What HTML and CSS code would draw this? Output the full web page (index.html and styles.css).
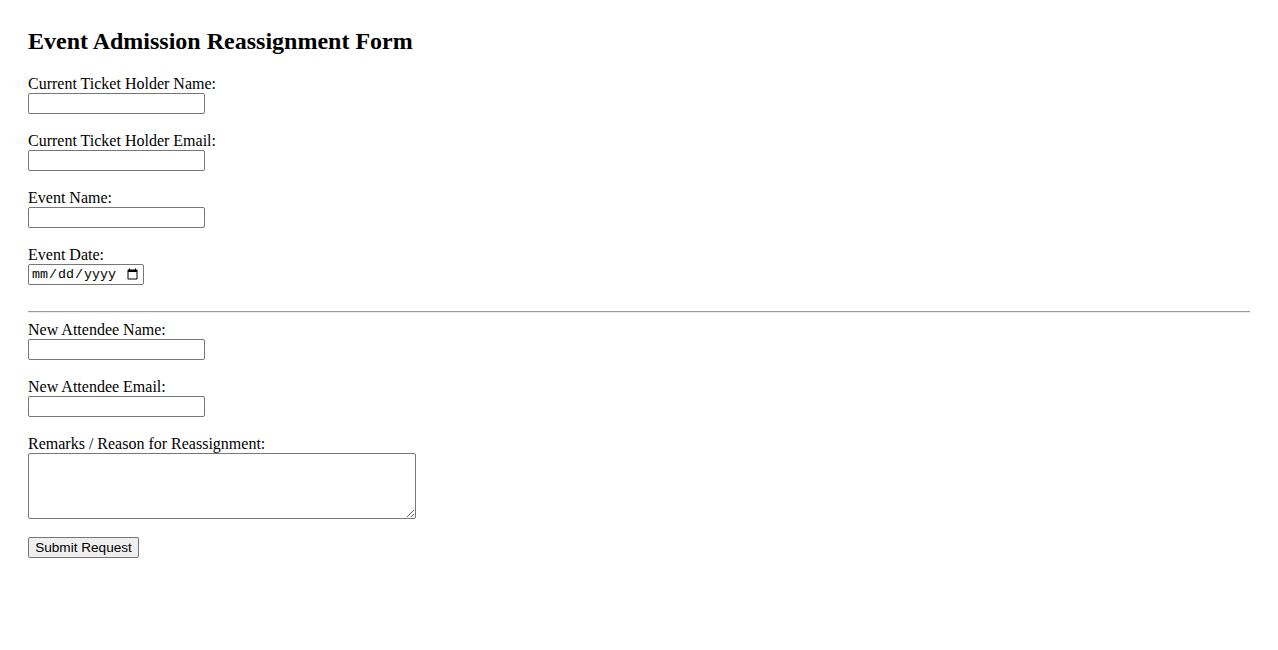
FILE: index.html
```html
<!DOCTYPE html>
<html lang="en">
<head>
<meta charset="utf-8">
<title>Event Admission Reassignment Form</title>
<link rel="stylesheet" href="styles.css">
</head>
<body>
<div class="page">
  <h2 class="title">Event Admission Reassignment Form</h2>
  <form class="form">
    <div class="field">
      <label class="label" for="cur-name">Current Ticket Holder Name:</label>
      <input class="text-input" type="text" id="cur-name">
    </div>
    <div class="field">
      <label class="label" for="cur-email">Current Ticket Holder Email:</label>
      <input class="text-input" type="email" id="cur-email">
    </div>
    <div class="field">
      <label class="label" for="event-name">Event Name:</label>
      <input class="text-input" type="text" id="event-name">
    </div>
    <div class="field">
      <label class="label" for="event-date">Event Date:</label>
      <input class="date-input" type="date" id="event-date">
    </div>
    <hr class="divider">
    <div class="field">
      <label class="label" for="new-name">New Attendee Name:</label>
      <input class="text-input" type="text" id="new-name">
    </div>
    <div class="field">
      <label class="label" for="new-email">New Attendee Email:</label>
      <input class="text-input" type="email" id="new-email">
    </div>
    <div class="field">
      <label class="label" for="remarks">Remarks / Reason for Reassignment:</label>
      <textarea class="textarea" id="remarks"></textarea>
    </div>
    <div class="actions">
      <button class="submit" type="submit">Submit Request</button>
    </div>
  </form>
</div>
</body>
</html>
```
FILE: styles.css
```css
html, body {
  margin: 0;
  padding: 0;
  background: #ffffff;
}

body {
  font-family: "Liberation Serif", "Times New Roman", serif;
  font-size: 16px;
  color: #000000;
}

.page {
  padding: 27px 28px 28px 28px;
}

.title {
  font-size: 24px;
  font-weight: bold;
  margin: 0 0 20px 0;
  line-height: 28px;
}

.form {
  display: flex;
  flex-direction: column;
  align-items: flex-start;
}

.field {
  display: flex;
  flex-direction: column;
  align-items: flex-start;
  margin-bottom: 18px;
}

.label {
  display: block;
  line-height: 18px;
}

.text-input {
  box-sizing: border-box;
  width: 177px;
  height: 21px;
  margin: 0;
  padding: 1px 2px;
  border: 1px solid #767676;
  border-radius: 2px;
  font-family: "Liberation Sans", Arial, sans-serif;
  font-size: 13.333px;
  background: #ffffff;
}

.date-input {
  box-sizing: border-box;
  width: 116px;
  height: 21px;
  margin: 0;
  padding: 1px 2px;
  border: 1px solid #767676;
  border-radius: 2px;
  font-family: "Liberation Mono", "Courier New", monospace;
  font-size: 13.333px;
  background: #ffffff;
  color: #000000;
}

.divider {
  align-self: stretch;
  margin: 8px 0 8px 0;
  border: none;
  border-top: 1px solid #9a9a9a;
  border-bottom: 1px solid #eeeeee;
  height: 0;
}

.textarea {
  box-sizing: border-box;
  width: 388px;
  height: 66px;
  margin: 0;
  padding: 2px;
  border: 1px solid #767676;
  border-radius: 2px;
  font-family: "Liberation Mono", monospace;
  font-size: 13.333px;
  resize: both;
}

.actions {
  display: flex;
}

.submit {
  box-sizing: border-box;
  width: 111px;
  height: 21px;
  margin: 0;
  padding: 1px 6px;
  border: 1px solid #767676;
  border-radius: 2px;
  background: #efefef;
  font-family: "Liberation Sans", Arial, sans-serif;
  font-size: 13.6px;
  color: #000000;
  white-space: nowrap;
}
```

☆ ☆ ☆ ☆

> GOAL: Pull out all lines containing "page".

> ANSWER TO THIS TASK:
What HTML and CSS code would draw this? Output the full web page (index.html and styles.css).
<div class="page">
.page {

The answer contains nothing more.